In this way, it can be understood that the conditions that need to be satisfied in order to achieve this object corresponding to combining the following two conditions:

• • the surface state of the underlayer 13 must present controlled roughness with a limited density of “large defects” per unit area; and
  • there must be the ceramic layer 14 on the underlayer 13 (directly on the underlayer 13 or with an interposed layer of alumina 15).

FIG. 11 shows the rumpling phenomenon for a zone of the underlayer 13 that is not coated in the ceramic layer 14: if there is initially a surface defect of size greater than the critical size, then after aging in service at high temperatures, the shape of the defect becomes more accentuated, thereby leading to undulation, which causes a rupture at the interface 16 between the underlayer 13 and the ceramic layer 14. In particular, with surface defects in the underlayer 13 of a size greater than the critical size:

• • such large-sized defects are to be found in the ceramic layer 14 (defects in the columns), thereby weakening the mechanical strength of the ceramic layer and its ability to withstand high temperatures;
  • such locations are privileged places for metallurgical phase transformations within the thermal barrier; and
  • such locations constitute zones that encourage the initiation of cracks.

Thus, it can be seen that the ceramic layer 14 is essential to avoid very rapid degradation of the thermal barrier 11, and that it serves simultaneously to stiffen the stack and to protect the underlayer 13, thereby inhibiting the rumpling phenomenon when the initial surface state of the underlayer 13 satisfies the conditions determined by the Applicant.

Because of this optimized surface state satisfying one or more of the conditions as determined by the Applicant, the following results are obtained:

• • an alumina layer 15 is grown that is dense, regular, and that adheres at all points to the underlayer 13, thereby providing complete physical protection for the underlayer 13 by means of the alumina layer 15 and the ceramic layer 14; and
  • a limit on the number of defects in the ceramic layer 14.

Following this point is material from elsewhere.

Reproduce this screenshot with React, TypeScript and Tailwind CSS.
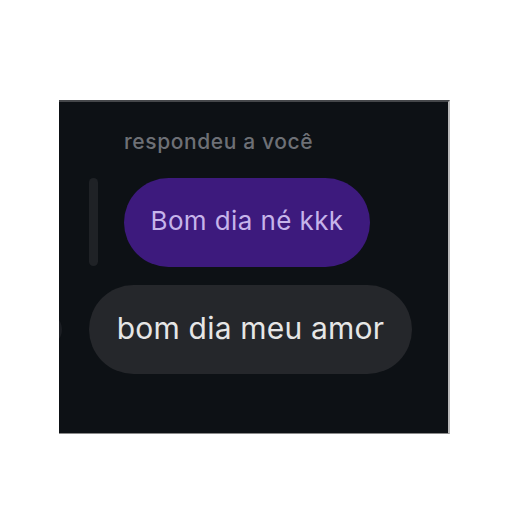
import React from 'react';

export default function App() {
  return (
    <div className="w-[512px] h-[512px] bg-white pt-[100px] pl-[59px]" style={{ fontFamily: 'Inter, "Noto Sans", sans-serif' }}>
      <div className="w-[391px] h-[334px] bg-[#0d1115] border-t-2 border-t-[#45474a] border-r-2 border-r-[#b9b9b9] border-b border-b-[#8a8a8a] overflow-hidden">
        {/* Reply label */}
        <div className="pl-[65px] pt-[28px] text-[21px] leading-[24px] font-medium text-[#6d7076] tracking-[0.6px]">
          respondeu a você
        </div>

        {/* Quoted message */}
        <div className="flex items-start mt-[24px] pl-[30px]">
          <div className="w-[9px] h-[88px] rounded-full bg-[#1f2226]" />
          <div className="ml-[26px] w-[246px] h-[89px] pb-[4px] rounded-full bg-[#3d1a7d] flex items-center justify-center text-[26px] text-[#c6b4ea] tracking-[0.4px]">
            Bom dia né kkk
          </div>
        </div>

        {/* Message */}
        <div className="flex items-center mt-[18px]">
          <div className="-ml-[30px] w-[33px] h-[33px] rounded-full bg-[#1b1e23] shrink-0" />
          <div className="ml-[27px] w-[323px] h-[89px] pb-[2px] rounded-full bg-[#25272b] flex items-center justify-center text-[30px] text-[#e6e6e6] tracking-[0.2px]">
            bom dia meu amor
          </div>
        </div>
      </div>
    </div>
  );
}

The examples described relate to nickel-based substrates coated in an underlayer 13 of NiAlPt type and covered in an alumina layer 15, itself surmounted by a ceramic layer 14 that is constituted by yttrified zirconia.

Claims

1-12. (canceled)

13. A fabrication method of fabricating a thermal barrier covering a superalloy metal substrate, the thermal barrier including at least an underlayer and a ceramic layer, the method comprising:

smoothing a surface state of the underlayer by at least one physicochemical and/or mechanical process prior to depositing the ceramic layer such that a number of defects presenting a peak-to-peak difference greater than or equal to 2 μm is at most five over any distance of 50 μm; and

then depositing the ceramic layer.

14. A fabrication method according to claim 13, wherein the physicochemical and/or mechanical process gives rise to a surface state of the underlayer such that a number of defects presenting an amplitude greater than 1 μm relative to the mean position of a top face of the underlayer is at most five over any distance of 50 μm.

15. A fabrication method according to claim 13, wherein the physicochemical and/or mechanical process gives rise to a surface state of the underlayer such that roughness Ra of the underlayer is in a range of 0.05 μM to 3 μm.

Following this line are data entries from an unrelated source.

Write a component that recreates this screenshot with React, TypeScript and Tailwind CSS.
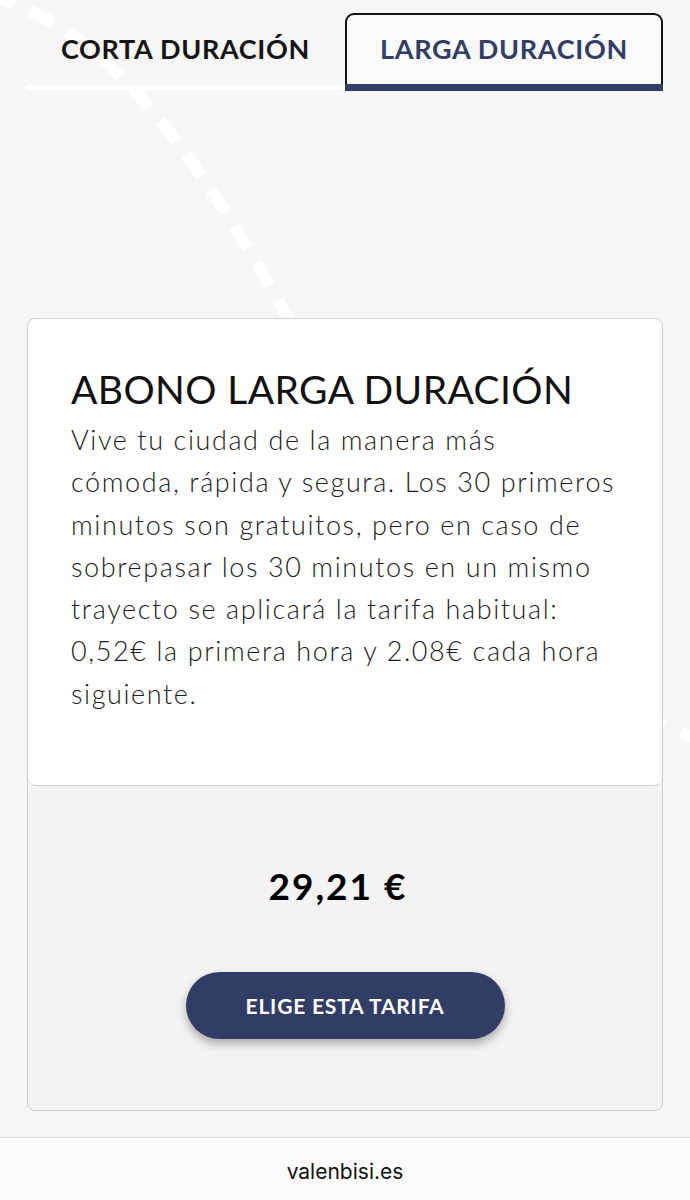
import React from "react";

const lines = [
  "Vive tu ciudad de la manera más",
  "cómoda, rápida y segura. Los 30 primeros",
  "minutos son gratuitos, pero en caso de",
  "sobrepasar los 30 minutos en un mismo",
  "trayecto se aplicará la tarifa habitual:",
  "0,52€ la primera hora y 2.08€ cada hora",
  "siguiente.",
];

const DashedTrail = () => (
  <svg
    className="absolute inset-0 pointer-events-none"
    width="690"
    height="1200"
    viewBox="0 0 690 1200"
  >
    <path
      d="M -10 -5 C 100 30 180 120 300 340 C 380 490 520 675 700 740"
      fill="none"
      stroke="#ffffff"
      strokeWidth="12"
      strokeDasharray="26 17"
    />
  </svg>
);

export default function App() {
  return (
    <div className="relative w-full min-h-[1200px] bg-[#f6f6f6] overflow-hidden flex flex-col font-['Lato',sans-serif]">
      <DashedTrail />

      <div className="relative flex-1 flex flex-col">
        {/* tabs */}
        <div className="flex px-[26px] pt-[13px]">
          <div className="w-[319px] h-[78px] flex flex-col">
            <div className="flex-1 flex items-center justify-center text-[27px] font-bold text-[#151515] tracking-[0.7px]">
              CORTA DURACIÓN
            </div>
            <div className="h-[5px] mb-[1px] bg-white" />
          </div>
          <div className="w-[318px] h-[78px] flex flex-col border-2 border-b-0 border-[#141414] rounded-t-[9px] bg-[#f9f9f9]">
            <div className="flex-1 flex items-center justify-center text-[27px] font-bold text-[#323d66] tracking-[0.7px]">
              LARGA DURACIÓN
            </div>
            <div className="h-[7px] -mx-[2px] bg-[#323d66]" />
          </div>
        </div>

        {/* card */}
        <div className="mx-[27px] mt-[227px] mb-[26px] border border-[#cfcfcf] rounded-[8px] bg-[#f3f3f3]">
          <div className="h-[467px] bg-white rounded-[8px] border-b border-[#cfcfcf] px-[43px] pt-[42px]">
            <h2 className="text-[39px] font-normal text-[#111] leading-[56px] tracking-[0.4px]">
              ABONO LARGA DURACIÓN
            </h2>
            <div className="mt-[2px] text-[27px] font-light text-[#1c1c1c] leading-[42.3px] tracking-[1.6px]">
              {lines.map((l) => (
                <div key={l} className="whitespace-nowrap">
                  {l}
                </div>
              ))}
            </div>
          </div>
          <div className="h-[324px] flex flex-col items-center">
            <div className="mt-[81px] mr-[14px] text-[37px] font-bold text-black leading-none tracking-[2px]">
              29,21 €
            </div>
            <button className="mt-[68px] w-[319px] h-[67px] rounded-full bg-[#323d66] text-white text-[21px] font-bold tracking-[0.8px] shadow-[0_5px_10px_rgba(0,0,0,0.3)]">
              ELIGE ESTA TARIFA
            </button>
          </div>
        </div>
      </div>

      {/* browser bar */}
      <div className="relative h-[63px] border-t border-[#e2e2e2] bg-[#fbfbfb] flex items-center justify-center pt-[6px]">
        <span className="font-['Inter',sans-serif] text-[21px] text-[#111]">
          valenbisi.es
        </span>
      </div>
    </div>
  );
}
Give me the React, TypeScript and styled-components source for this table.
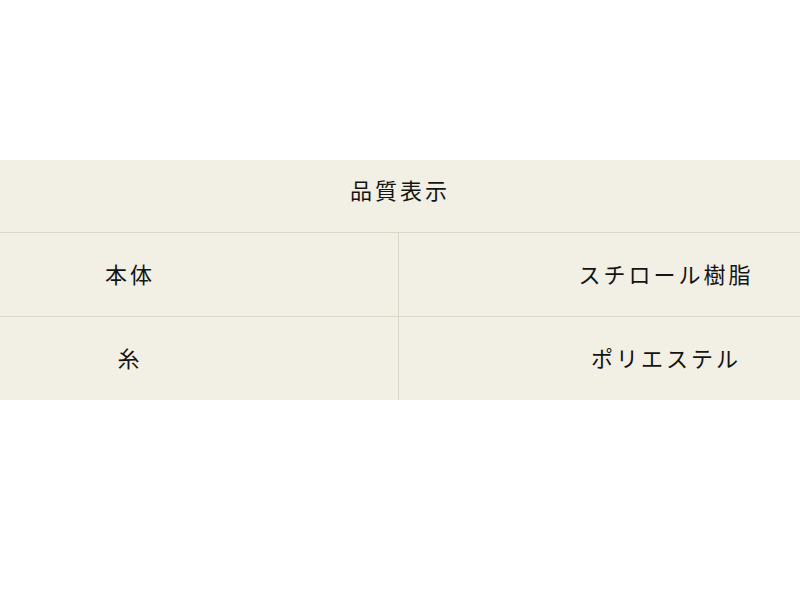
import React from 'react';
import styled, { createGlobalStyle } from 'styled-components';

// 品質表示の行データ
interface QualityRow {
  label: string;
  value: string;
}

const rows: QualityRow[] = [
  { label: '本体', value: 'スチロール樹脂' },
  { label: '糸', value: 'ポリエステル' }
];

const GlobalStyle = createGlobalStyle`
  html, body {
    margin: 0;
    padding: 0;
    background: #ffffff;
  }
  body {
    font-family: "Noto Sans CJK JP", "Noto Sans", sans-serif;
    color: #141414;
  }
`;

const Page = styled.div`
  padding-top: 160px;
  width: 800px;
`;

const Table = styled.div`
  background-color: #f2efe4;
  font-size: 22px;
  letter-spacing: 3px;
`;

const Caption = styled.div`
  height: 73px;
  padding-top: 14px;
  box-sizing: border-box;
  line-height: 30px;
  text-align: center;
  border-bottom: 1px solid #dcd8c8;
`;

const Row = styled.div<{ $last?: boolean }>`
  display: grid;
  grid-template-columns: 399px 1fr;
  height: ${({ $last }) => ($last ? '83px' : '84px')};
  border-bottom: ${({ $last }) => ($last ? 'none' : '1px solid #dcd8c8')};
  box-sizing: border-box;
`;

const Cell = styled.div<{ $side: 'left' | 'right' }>`
  display: flex;
  align-items: center;
  justify-content: center;
  line-height: 30px;
  padding-bottom: 3px;
  ${({ $side }) =>
    $side === 'left'
      ? 'padding-right: 138px; border-right: 1px solid #dcd8c8;'
      : 'padding-left: 133px;'}
`;

const App: React.FC = () => {
  return (
    <>
      <GlobalStyle />
      <Page>
        <Table>
          <Caption>品質表示</Caption>
          {rows.map((row, i) => (
            <Row key={row.label} $last={i === rows.length - 1}>
              <Cell $side="left">{row.label}</Cell>
              <Cell $side="right">{row.value}</Cell>
            </Row>
          ))}
        </Table>
      </Page>
    </>
  );
};

export default App;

16. A fabrication method according to claim 13, wherein the physicochemical and/or mechanical process gives rise to a surface state of the underlayer such that roughness Ra of the underlayer is in a range of 0.05 μm to 1 μm.

17. A fabrication method according to claim 13, wherein the physicochemical and/or mechanical process gives rise to a surface state of the underlayer such that roughness Rz of the underlayer is less than 10 μm.

18. A fabrication method according to claim 13, wherein the physicochemical and/or mechanical process gives rise to a surface state of the underlayer such that at least one of the following criteria is satisfied:

0 μm<Rk<5 μm;

0 μm<Rvk<3 μm;

0 μm<Rpk<3 μm;

−1<Sk<1; and

1<Ek<10.

19. A fabrication method according to claim 13, wherein the physicochemical and/or mechanical process forms part of the group of dry sand blasting, wet sand blasting, mechanical polishing, electrolytic polishing, and tribofinishing.

20. A superalloy thermomechanical part including a thermal barrier obtained by the method according to claim 13.

21. A superalloy thermomechanical part according to claim 20, wherein the underlayer is a metal underlayer constituted by nickel aluminide optionally containing a metal selected from platinum, chromium, palladium, ruthenium, iridium, osmium, rhodium, or a mixture of these metals, and/or a reactive element selected from zirconium (Zr), cerium (Ce), lanthanum (La), titanium (Ti), tantalum (Ta), hafnium (Hf), silicon (Si), and yttrium (Y), or a metal underlayer of the MCrAlY type, where M is a metal selected from nickel, cobalt, iron, or a mixture of these metals, or based on Pt, or a metal underlayer corresponding to a coating of platinum diffused on its own and consisting in a gamma-gamma prime matrix of nickel cobalt with platinum (Pt) in solution.

22. A superalloy thermomechanical part according to claim 20, wherein the underlayer is constituted by an alloy suitable for forming a protective layer of alumina by oxidation.

23. A superalloy thermomechanical part according to claim 20, wherein the ceramic layer is based on yttrified zirconia presenting a molar content of yttrium oxide lying in a range of 4% to 12%.

24. A superalloy thermomechanical part according to claim 20, wherein the part is a combustion chamber, a turbine blade, a turbine distributor, or any thermomechanical part suitable for being coated in a thermal barrier system.